The purpose of marketing and sales are often thought to fulfill two separate functions in the realm of business. Though there are some distinctions between the two components, the objective is congruent: profit. However, the influence of marketing is often overshadowed by sales, mostly because sales are “tangible” results that occur at a greater frequency. This inevitably fuels an idea that undermines the value of marketing.
What, Who, and How
Do not be misled. At its core, marketing is sales. Marketing is the foundation that facilitates the process of sales. Sales focus on execution. Marketing focuses on strategy. If there is no strategy, execution cannot happen because there is nothing to be executed. It is for this reason that a sales team should routinely collaborate with a marketing team. The marketing team constructs the strategy for the sales team to execute. A sales team can directly benefit from the marketing team by adhering to three areas of focus. These focuses are what marketing departments use to inspire how they will construct an appropriate strategy; they are: what, who, and how.

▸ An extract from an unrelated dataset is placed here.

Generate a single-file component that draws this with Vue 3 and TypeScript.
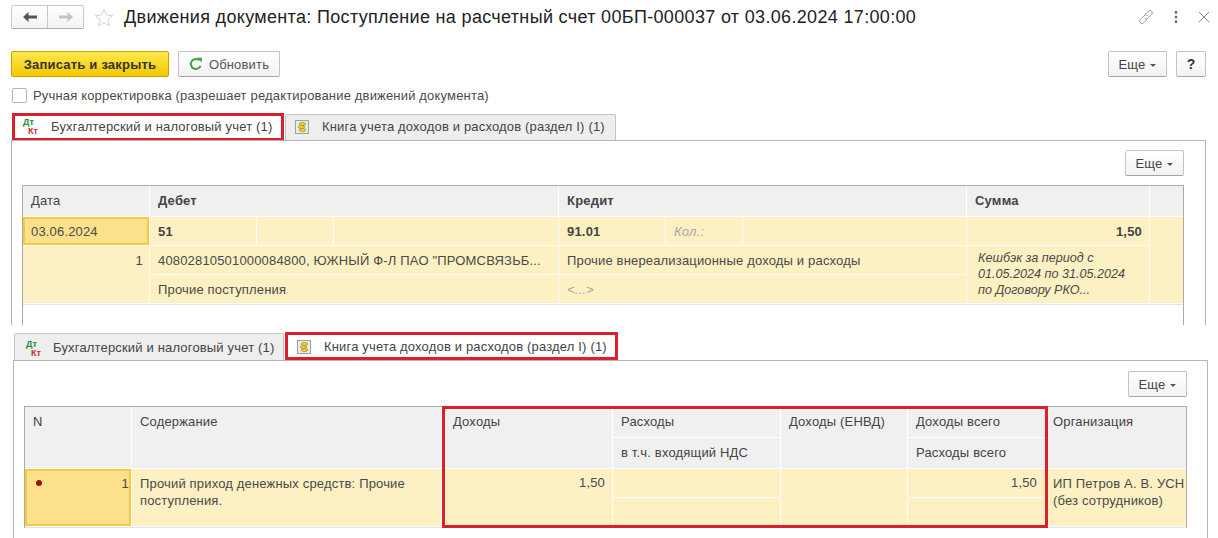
<script setup lang="ts">
const title: string = 'Движения документа: Поступление на расчетный счет 00БП-000037 от 03.06.2024 17:00:00'
</script>

<template>
  <div class="page">
    <section class="top">
      <header class="head">
        <div class="nav">
          <button class="nav-btn back" aria-label="Назад">
            <svg width="16" height="12" viewBox="0 0 16 12"><path d="M1 6 6.500 1v3.400H15v3.200H6.500V11z" fill="#555" /></svg>
          </button>
          <button class="nav-btn fwd" aria-label="Вперед">
            <svg width="16" height="12" viewBox="0 0 16 12"><path d="M15 6 9.500 1v3.400H1v3.200h8.500V11z" fill="#c4c4c4" /></svg>
          </button>
        </div>
        <svg class="star" width="20" height="19" viewBox="0 0 20 19"><path d="M10 1.500l2.500 5.600 6 .6-4.500 4 1.300 6L10 14.600l-5.300 3.100 1.300-6-4.500-4 6-.6z" fill="none" stroke="#d8d8d8" stroke-width="1.100" /></svg>
        <h1 class="title">{{ title }}</h1>
        <div class="win-tools">
          <svg width="16" height="16" viewBox="0 0 16 16" fill="none" stroke="#999" stroke-width="1"><path d="M7 5.500 10.300 2.200a2.300 2.300 0 0 1 3.300 3.300L9.800 9.300a2.300 2.300 0 0 1-3.300 0" /><path d="M9 10.500 5.700 13.800a2.300 2.300 0 0 1-3.300-3.300L6.200 6.700a2.300 2.300 0 0 1 3.300 0" /></svg>
          <svg width="4" height="14" viewBox="0 0 4 14"><path d="M.8 1h2.400v2.400H.8zM.8 5.800h2.400v2.400H.8zM.8 10.600h2.400V13H.8z" fill="#666" /></svg>
          <svg width="12" height="12" viewBox="0 0 12 12"><path d="M1 1l10 10M11 1 1 11" stroke="#888" stroke-width="1" /></svg>
        </div>
      </header>

      <div class="cmd">
        <button class="btn primary">Записать и закрыть</button>
        <button class="btn refresh">
          <svg width="14" height="14" viewBox="0 0 14 14" fill="none"><path d="M11.500 8.800A5 5 0 1 1 10.300 3.300" stroke="#3ca33c" stroke-width="2" /><path d="M8 .8h4.800v4.800z" fill="#3ca33c" /></svg>
          Обновить
        </button>
        <span class="grow"></span>
        <button class="btn more">Еще <i class="caret"></i></button>
        <button class="btn help">?</button>
      </div>

      <label class="check"><span class="box"></span>Ручная корректировка (разрешает редактирование движений документа)</label>

      <div class="tabs tabs-a">
        <div class="tab current">
          <span class="dtkt"><b class="dt">Дт</b><b class="kt">Кт</b></span>
          Бухгалтерский и налоговый учет (1)
          <span class="mark"></span>
        </div>
        <div class="tab other book">
          <svg class="coins" width="14" height="14" viewBox="0 0 14 14"><rect x=".5" y=".5" width="13" height="13" fill="#e9e9ee" stroke="#a0a0a0" /><ellipse cx="7.500" cy="4" rx="3.200" ry="1.500" fill="#f0d23a" stroke="#a5850f" stroke-width=".7" /><ellipse cx="6.500" cy="7" rx="3.200" ry="1.500" fill="#f0d23a" stroke="#a5850f" stroke-width=".7" /><ellipse cx="7.500" cy="10" rx="3.200" ry="1.500" fill="#f0d23a" stroke="#a5850f" stroke-width=".7" /></svg>
          Книга учета доходов и расходов (раздел I) (1)
        </div>
      </div>

      <div class="panel panel-a">
        <div class="panel-bar"><button class="btn more">Еще <i class="caret"></i></button></div>
        <div class="grid grid-a">
          <div class="th c-date">Дата</div>
          <div class="th c-deb strong">Дебет</div>
          <div class="th c-cred strong">Кредит</div>
          <div class="th c-sum strong">Сумма</div>
          <div class="th c-last"></div>

          <div class="td focus c-date">03.06.2024</div>
          <div class="td strong">51</div>
          <div class="td"></div>
          <div class="td"></div>
          <div class="td strong">91.01</div>
          <div class="td hint">Кол.:</div>
          <div class="td"></div>
          <div class="td strong right c-sum sum-val">1,50</div>
          <div class="td c-last tall-3"></div>

          <div class="td right c-date tall-2 row-num">1</div>
          <div class="td c-deb">40802810501000084800, ЮЖНЫЙ Ф-Л ПАО "ПРОМСВЯЗЬБ...</div>
          <div class="td c-cred">Прочие внереализационные доходы и расходы</div>
          <div class="td note c-sum tall-2">Кешбэк за период с<br />01.05.2024 по 31.05.2024<br />по Договору РКО...</div>

          <div class="td c-deb">Прочие поступления</div>
          <div class="td hint c-cred">&lt;...&gt;</div>
          <div class="end"></div>
        </div>
      </div>
    </section>

    <section class="bottom">
      <div class="tabs tabs-b">
        <div class="tab other first">
          <span class="dtkt"><b class="dt">Дт</b><b class="kt">Кт</b></span>
          Бухгалтерский и налоговый учет (1)
        </div>
        <div class="tab current book-b">
          <svg class="coins" width="14" height="14" viewBox="0 0 14 14"><rect x=".5" y=".5" width="13" height="13" fill="#e9e9ee" stroke="#a0a0a0" /><ellipse cx="7.500" cy="4" rx="3.200" ry="1.500" fill="#f0d23a" stroke="#a5850f" stroke-width=".7" /><ellipse cx="6.500" cy="7" rx="3.200" ry="1.500" fill="#f0d23a" stroke="#a5850f" stroke-width=".7" /><ellipse cx="7.500" cy="10" rx="3.200" ry="1.500" fill="#f0d23a" stroke="#a5850f" stroke-width=".7" /></svg>
          Книга учета доходов и расходов (раздел I) (1)
          <span class="mark"></span>
        </div>
      </div>

      <div class="panel panel-b">
        <div class="panel-bar"><button class="btn more">Еще <i class="caret"></i></button></div>
        <div class="grid grid-b">
          <div class="th h2">N</div>
          <div class="th h2">Содержание</div>
          <div class="th h2 th-inc">Доходы</div>
          <div class="th">Расходы</div>
          <div class="th h2">Доходы (ЕНВД)</div>
          <div class="th">Доходы всего</div>
          <div class="th h2 th-org">Организация</div>
          <div class="th c5">в т.ч. входящий НДС</div>
          <div class="th c7">Расходы всего</div>

          <div class="td focus h2 num"><i class="dot"></i><span>1</span></div>
          <div class="td h2 wrap">Прочий приход денежных средств: Прочие поступления.</div>
          <div class="td h2 right low val-a">1,50</div>
          <div class="td"></div>
          <div class="td h2"></div>
          <div class="td right low val-b">1,50</div>
          <div class="td h2 wrap org">ИП Петров А. В. УСН (без сотрудников)</div>
          <div class="td c5"></div>
          <div class="td c7"></div>
          <div class="end"></div>
        </div>
        <span class="mark mark-cols"></span>
      </div>
    </section>
  </div>
</template>

<style>
html, body { margin: 0; background: #fff; }
</style>

<style scoped>
.page {
  width: 1218px;
  height: 538px;
  overflow: hidden;
  background: #fff;
  color: #3d3d3d;
  font: 13px/15px "Liberation Sans", Arial, sans-serif;
  letter-spacing: .17px;
}
button { font: inherit; letter-spacing: inherit; color: inherit; }
.top { height: 325px; overflow: hidden; padding-left: 11px; box-sizing: border-box; }
.head { display: flex; align-items: center; height: 24px; padding-top: 5px; padding-right: 12px; }
.nav { display: flex; width: 73px; height: 24px; box-sizing: border-box; border: 1px solid #c8c8c8; border-bottom-color: #aaa; border-radius: 2px; background: linear-gradient(#fff, #f3f3f3); }
.nav-btn { flex: 1; border: 0; background: none; padding: 0; display: flex; align-items: center; justify-content: center; }
.back { border-right: 1px solid #c8c8c8; }
.star { margin-left: 10px; }
.title { margin: 0 0 0 10px; font-size: 18px; line-height: 24px; font-weight: 400; color: #222; letter-spacing: .33px; white-space: nowrap; }
.win-tools { margin-left: auto; display: flex; align-items: center; gap: 20px; margin-right: -4px; }
.cmd { display: flex; align-items: flex-start; gap: 9px; margin-top: 22px; padding-right: 12px; }
.grow { flex: 1; }
.btn { height: 26px; box-sizing: border-box; border: 1px solid #c4c4c4; border-bottom-color: #a5a5a5; border-radius: 2px; background: linear-gradient(#fff, #f2f2f2); padding: 0; display: inline-flex; align-items: center; justify-content: center; white-space: nowrap; }
.primary { width: 158px; background: linear-gradient(#fee84f, #f5c800); border-color: #c8a600; color: #333; font-weight: 700; letter-spacing: .2px; }
.refresh { width: 102px; gap: 6px; color: #555; }
.more { width: 59px; gap: 5px; color: #444; }
.help { width: 30px; font-weight: 700; font-size: 14px; color: #333; }
.caret { width: 0; height: 0; border: 3px solid transparent; border-top: 3px solid #555; border-bottom: 0; margin-top: 2px; }
.check { display: flex; align-items: center; gap: 6px; margin-top: 10px; margin-left: 1px; height: 16px; color: #4a4a4a; }
.box { width: 13px; height: 13px; border: 1px solid #b5b5b5; border-radius: 2px; background: #fff; flex: none; }
.tabs { display: flex; }
.tabs-a { margin-top: 10px; height: 28px; margin-left: 1px; }
.tabs-a .tab { padding-bottom: 2px; }
.tab { position: relative; display: flex; align-items: center; box-sizing: border-box; white-space: nowrap; color: #444; }
.tab.other { background: #eee; border: 1px solid #c4c4c4; border-bottom: 0; border-radius: 2px 2px 0 0; }
.tabs-a .current { width: 272px; padding-left: 9px; gap: 10px; }
.book { width: 331px; margin-left: 1px; margin-top: 1px; padding-left: 9px; gap: 13px; height: 26px; }
.dtkt { display: inline-block; position: relative; width: 20px; height: 18px; flex: none; letter-spacing: 0; }
.dtkt b { position: absolute; font-size: 9px; line-height: 9px; font-weight: 700; }
.dt { left: 2px; top: 1px; color: #1d8c3a; }
.kt { left: 7px; top: 10px; color: #cf2a2a; }
.mark { position: absolute; inset: 0; border: 3px solid #d9202c; pointer-events: none; }
.panel { position: relative; box-sizing: border-box; border: 1px solid #b5b5b5; border-bottom: 0; }
.panel-a { width: 1195px; height: 190px; margin-top: -1px; padding: 0 21px 0 10px; }
.panel-bar { display: flex; justify-content: flex-end; height: 26px; padding-top: 9px; margin-bottom: 9px; }
.grid { display: grid; gap: 1px; background: #fff; border: 1px solid #aaa; border-bottom: 0; }
.grid-a {
  width: 1162px;
  box-sizing: border-box;
  height: 140px;
  grid-template-columns: 126px 106px 76px 224px 106px 76px 223px 182px 1fr;
  grid-template-rows: 30px 28px 28px 28px 1px;
}
.end { grid-column: 1 / -1; height: 1px; background: #e2e2e2; }
.th { background: #f0f0f0; padding: 7px 8px 0; white-space: nowrap; overflow: hidden; color: #444; }
.td { background: #fdf0c2; padding: 7px 8px 0; white-space: nowrap; overflow: hidden; color: #4a4a4a; }
.strong { font-weight: 700; letter-spacing: .2px; color: #444; }
.right { text-align: right; }
.row-num { padding-right: 6px; }
.sum-val { padding-right: 7px; }
.hint { color: #a5a5a5; font-style: italic; }
.note { font-style: italic; font-size: 12.6px; line-height: 16px; padding: 4px 0 0 11px; letter-spacing: 0; }
.focus { background: #fde08c; box-shadow: inset 0 0 0 2px #f3c93f; }
.c-date { grid-column: 1; }
.c-deb { grid-column: 2 / span 3; }
.c-cred { grid-column: 5 / span 3; }
.c-sum { grid-column: 8; }
.c-last { grid-column: 9; }
.tall-2 { grid-row: span 2; }
.tall-3 { grid-row: span 3; }
.bottom { padding: 8px 0 0 13px; }
.tabs-b { height: 28px; margin-left: 1px; }
.first { width: 270px; height: 27px; padding: 1px 0 0 9px; gap: 9px; }
.book-b { width: 333px; margin-left: 1px; padding: 1px 0 0 12px; gap: 13px; height: 28px; margin-top: -1px; }
.panel-b { width: 1195px; height: 180px; margin-top: -1px; padding: 0 20px 0 10px; }
.panel-b .panel-bar { padding-top: 10px; margin-bottom: 9px; height: 26px; }
.grid-b {
  width: 1163px;
  box-sizing: border-box;
  grid-template-columns: 106px 309px 170px 167px 126px 138px 1fr;
  grid-template-rows: 30px 30px 28px 28px 1px;
}
.h2 { grid-row: span 2; }
.c5 { grid-column: 4; }
.c7 { grid-column: 6; }
.th-inc { padding-left: 11px; }
.th-org { padding-left: 6px; }
.low { padding-top: 6px; }
.val-a { padding-right: 7px; }
.val-b { padding-right: 9px; }
.num { display: flex; justify-content: space-between; align-items: flex-start; padding-right: 2px; }
.dot { width: 6px; height: 6px; margin: 4px 0 0 3px; border-radius: 50%; background: #9c1010; }
.wrap { white-space: normal; padding-top: 6px; line-height: 17px; }
.org { padding-left: 6px; padding-right: 0; }
.mark-cols { inset: auto; left: 428px; top: 45px; width: 606px; height: 122px; box-sizing: border-box; }
</style>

It is important to know what is being sold. At a first glance, it might seem obvious, i.e. the product or service is what is being sold. However, this is where the marketing perspective is necessary. The marketing department uses its expertise to shift the perspective from what is being sold to what the possibilities are for what is being sold. A cell phone is not just a phone in a marketing professional’s eyes; it’s a portable connection device that enables its users to link and communicate with each other conveniently and seamlessly. This detailed description of a cell phone places the focus on its capabilities, thereby expanding the definition of what it is. The marketing team brainstorms how products and services can be extended beyond their simplifications. When these expansions are created the population to whom sales are directed to also expands. This correlates to a marketing team’s next focus: who.
After establishing what is being marketed, the marketing department must decide who they will market to, or rather, which market to market to. This is defined as demographics. Who would want to use the product or service being marketed? Why is this population the best market for the product or service? The marketing team then answers these questions through research and testing. By the end of that process, the marketing team will know what the best market is for the product or service. The sales team can directly benefit from this information by being able to target the best potential patrons, thus optimizing their selling ability. This is why it is important not to limit the definition of what is being marketed as that inevitably shrinks the populace of who sales can target. Though another way to expand this population is by considering the last area of focus; how.
The marketing team will focus on how a product or service can benefit a certain demographic. Placing emphasis on how a demographic can benefit from products or services, essentially enables the products and services to sell themselves. This information substantially helps the sales team by providing persuasive points of interest that can be relayed to potential patrons. This information also effectively alleviates much of the work behind having to create a sales pitch, in that, the marketing team has already determined why a demographic would want to buy a product or service by establishing how the product or service will benefit the target demographic. Since the question of how answers the question of why, the sales team has a solid foundation for how to address these areas of concern for patrons.
All three areas of focus culminate in the production of a strong marketing strategy, which ultimately translates to a strong sales strategy. Take advantage of what marketing teams have to offer. A marketing team’s success is best seen through the sales team success and the best way to ensure that both teams are successful is by having them work together.